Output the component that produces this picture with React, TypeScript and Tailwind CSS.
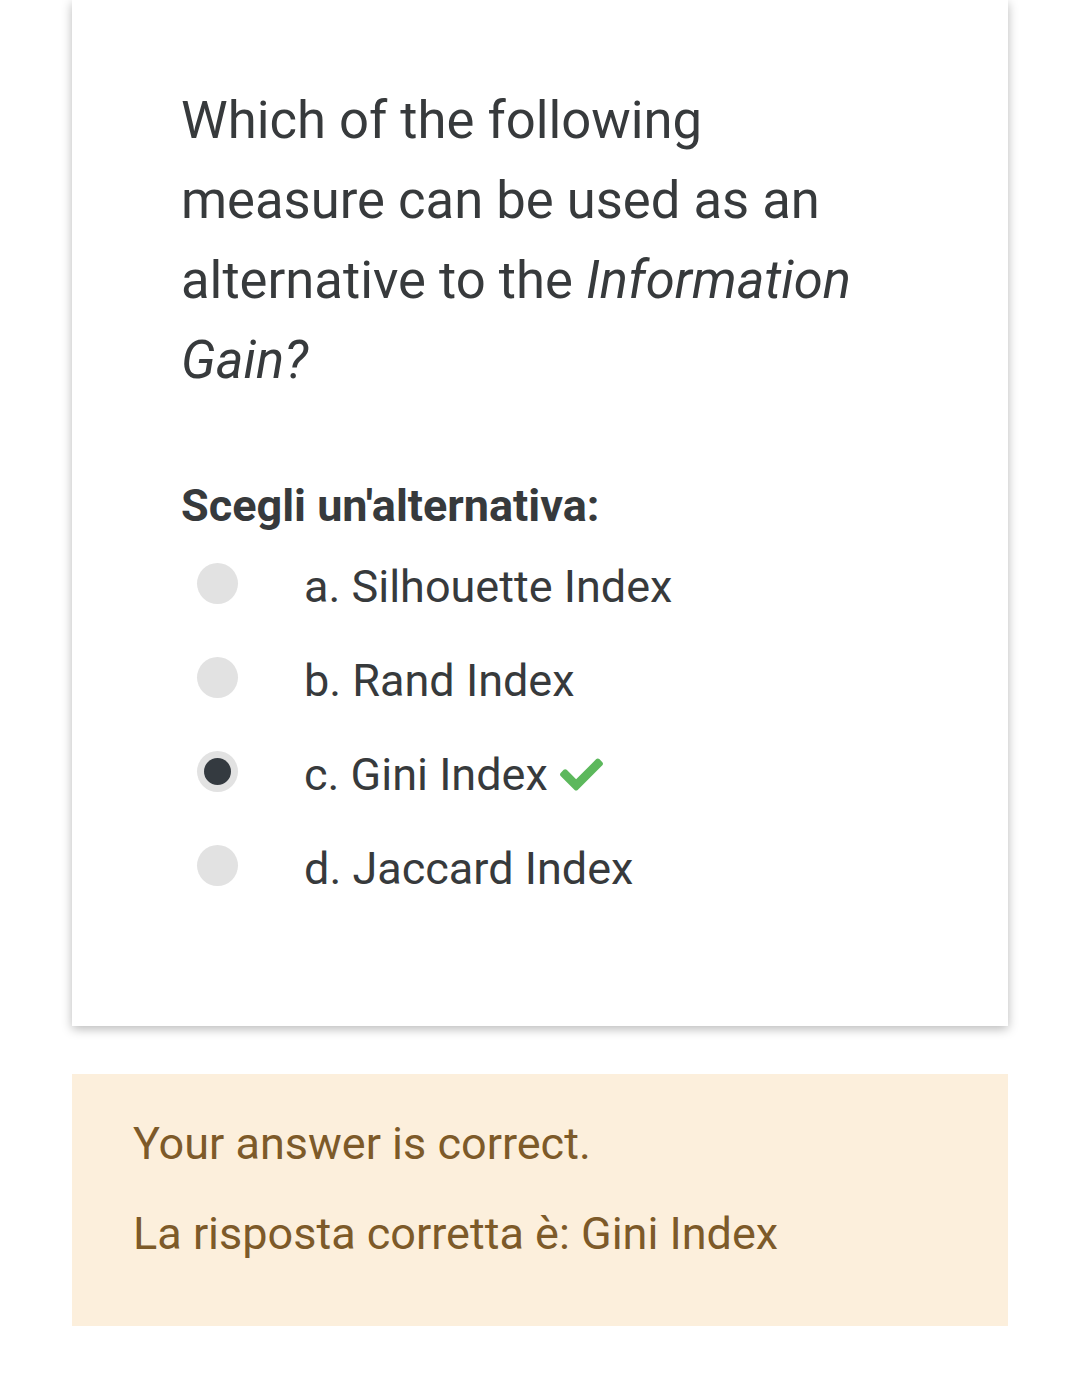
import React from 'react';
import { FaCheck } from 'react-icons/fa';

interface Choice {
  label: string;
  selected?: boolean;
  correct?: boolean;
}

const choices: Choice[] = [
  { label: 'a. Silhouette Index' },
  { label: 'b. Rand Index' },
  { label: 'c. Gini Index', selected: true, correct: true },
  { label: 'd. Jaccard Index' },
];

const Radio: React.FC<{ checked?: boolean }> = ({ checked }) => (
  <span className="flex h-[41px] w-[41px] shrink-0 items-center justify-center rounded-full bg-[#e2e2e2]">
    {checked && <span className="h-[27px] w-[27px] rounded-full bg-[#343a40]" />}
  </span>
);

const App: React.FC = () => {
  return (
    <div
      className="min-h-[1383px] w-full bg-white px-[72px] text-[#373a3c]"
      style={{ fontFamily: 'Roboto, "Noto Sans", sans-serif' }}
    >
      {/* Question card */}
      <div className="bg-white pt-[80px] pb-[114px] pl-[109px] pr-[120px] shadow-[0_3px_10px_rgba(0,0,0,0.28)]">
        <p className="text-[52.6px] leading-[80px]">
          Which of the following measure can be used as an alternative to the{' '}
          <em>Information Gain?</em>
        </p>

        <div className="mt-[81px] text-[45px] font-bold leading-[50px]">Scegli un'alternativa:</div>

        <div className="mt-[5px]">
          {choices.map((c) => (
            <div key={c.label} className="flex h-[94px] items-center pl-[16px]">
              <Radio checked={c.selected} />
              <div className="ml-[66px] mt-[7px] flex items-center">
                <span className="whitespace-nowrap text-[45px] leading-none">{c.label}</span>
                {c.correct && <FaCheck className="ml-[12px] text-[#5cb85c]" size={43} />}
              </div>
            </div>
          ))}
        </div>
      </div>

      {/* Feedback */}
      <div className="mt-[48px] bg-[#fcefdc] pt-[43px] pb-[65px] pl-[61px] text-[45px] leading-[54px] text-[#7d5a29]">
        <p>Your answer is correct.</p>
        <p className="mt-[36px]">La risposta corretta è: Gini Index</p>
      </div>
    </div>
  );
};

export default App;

════════════════

-- What to do --
Omit any images, then output the listing exactly.

-- Answer in full --
Output the component that produces this picture with React, TypeScript and Tailwind CSS.
import React from 'react';
import { FaCheck } from 'react-icons/fa';

interface Choice {
  label: string;
  selected?: boolean;
  correct?: boolean;
}

const choices: Choice[] = [
  { label: 'a. Silhouette Index' },
  { label: 'b. Rand Index' },
  { label: 'c. Gini Index', selected: true, correct: true },
  { label: 'd. Jaccard Index' },
];

const Radio: React.FC<{ checked?: boolean }> = ({ checked }) => (
  <span className="flex h-[41px] w-[41px] shrink-0 items-center justify-center rounded-full bg-[#e2e2e2]">
    {checked && <span className="h-[27px] w-[27px] rounded-full bg-[#343a40]" />}
  </span>
);

const App: React.FC = () => {
  return (
    <div
      className="min-h-[1383px] w-full bg-white px-[72px] text-[#373a3c]"
      style={{ fontFamily: 'Roboto, "Noto Sans", sans-serif' }}
    >
      {/* Question card */}
      <div className="bg-white pt-[80px] pb-[114px] pl-[109px] pr-[120px] shadow-[0_3px_10px_rgba(0,0,0,0.28)]">
        <p className="text-[52.6px] leading-[80px]">
          Which of the following measure can be used as an alternative to the{' '}
          <em>Information Gain?</em>
        </p>

        <div className="mt-[81px] text-[45px] font-bold leading-[50px]">Scegli un'alternativa:</div>

        <div className="mt-[5px]">
          {choices.map((c) => (
            <div key={c.label} className="flex h-[94px] items-center pl-[16px]">
              <Radio checked={c.selected} />
              <div className="ml-[66px] mt-[7px] flex items-center">
                <span className="whitespace-nowrap text-[45px] leading-none">{c.label}</span>
                {c.correct && <FaCheck className="ml-[12px] text-[#5cb85c]" size={43} />}
              </div>
            </div>
          ))}
        </div>
      </div>

      {/* Feedback */}
      <div className="mt-[48px] bg-[#fcefdc] pt-[43px] pb-[65px] pl-[61px] text-[45px] leading-[54px] text-[#7d5a29]">
        <p>Your answer is correct.</p>
        <p className="mt-[36px]">La risposta corretta è: Gini Index</p>
      </div>
    </div>
  );
};

export default App;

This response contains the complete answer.